I chaired a session in November presented by Dr Barry Kinzbrunner, the Vice President and Chief Medical Officer of Vitas that examined the interface between Halacha and Medicine in the area of Palliative Care and End of Life Issues that gave a detailed overview of the areas of terefah, goses etc. She might have been referring to that.

I asked some further questions hoping to at least find out about other aspects of the Chabad approach- I basically only received vague generalities. But I did ask one question that received a direct reply.

Who are the poskim with the Chabad community for medical halakhah?
The Chabad Community has its own Rabbonim who are experts in Medical Halacha, Rabbi Feitel Levin of Melbourne is an expert in End of Life Issues,Rabbi Feigelstock of Buenos Aires is an expert in Artificial Reproduction,

As a side point Rabbi Bryan Kinzbrunner, son of Dr Kinzbrunner has a blog- RabbiChaplain.
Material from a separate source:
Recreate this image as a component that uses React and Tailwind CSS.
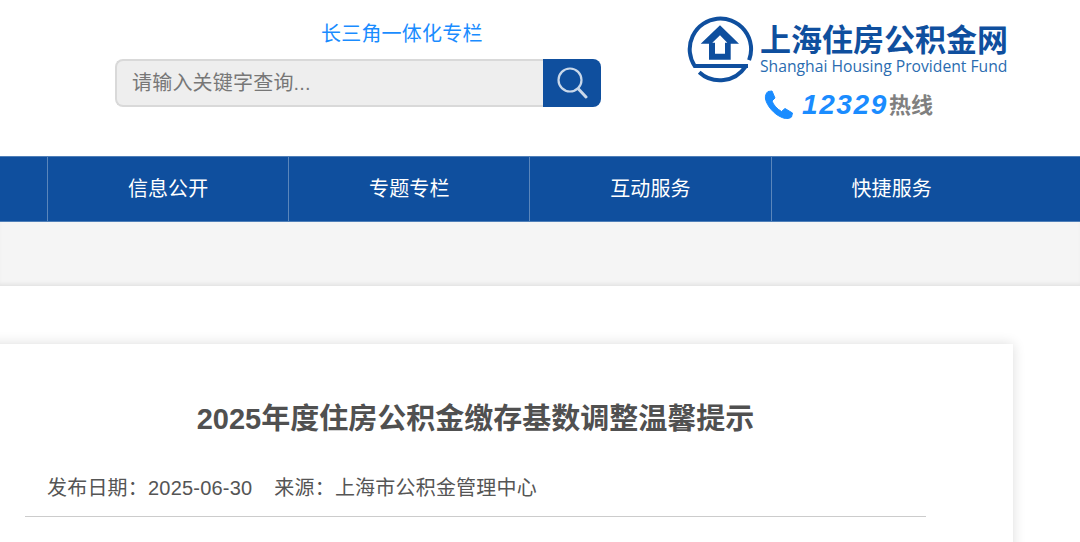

He likes to blog on whatever interest him in reading, hasidus, or politics. I have been trying to encourage him to limit his scope to issues of chaplaincy, hospice, death and palliative care. Leave the politics to others.

Here is a good post of his post from two weeks ago:

The Mind of the Mourner by R. Joel Wolowesky. R. Wolowesky’s goal is to present the psychological underpinnings behind Jewish mourning practices.
As someone who deals with death and dying on a daily basis, I am always looking for a new insight, a new way of thinking about how people experiencing the loss might be feeling. While that usually comes from the bereaved themselves, it is often helpful to have a knowledge base to further draw upon, not for the purpose of categorizing, but as a means of offering support if that is what the bereaved needs at the time.
R. Wolowesky’s book does not fulfill this need. Instead, it is a good summary of the thought of Rav Soloveitchik on areas of mourning and halacha. However, R. Wolowesky misses the underpinning of Rav Soloveitchik’s thought, namely that Rav Soloveitchik was writing and sharing his experiences in the form of philosophical treatises. His words were meant to describe his own suffering and difficulties in his losses, not necessarily as a means of conveying a psychology of the halachic systems view of grief and bereavement. Further, it is difficult to accept based on my experience his underlying theme, that if one fulfills the Jewish method of mourning, the grieving process will not be complicated. In fact, for many people, the ideas in this book would be counter to providing them with a halachic grieving experience.
Overall, I feel this work was disappointing and still leaves a hole for a work on how the Jewish methods of grieving may or may not provide a strong base for someone to experience a normal grieving process.

One response to “Palliative care, Chabad and Rabbi Dr Barry Kinzbrunner

  1. Dr. Barry Krinzbrunner authored, with this son’s help, the overview article for Journal of Palliative Medicine on Halacha and end of life care.

    Barry M. Krinzbrunner, Jewish Medical Ethics and End-Of-Life Care, Journal of Palliative Medicine, Vol. 7 No. 4, 2004

    I didn’t know he was doing presentations. My impression from his writing was that he knows his stuff, and is pretty responsible about the overall topic.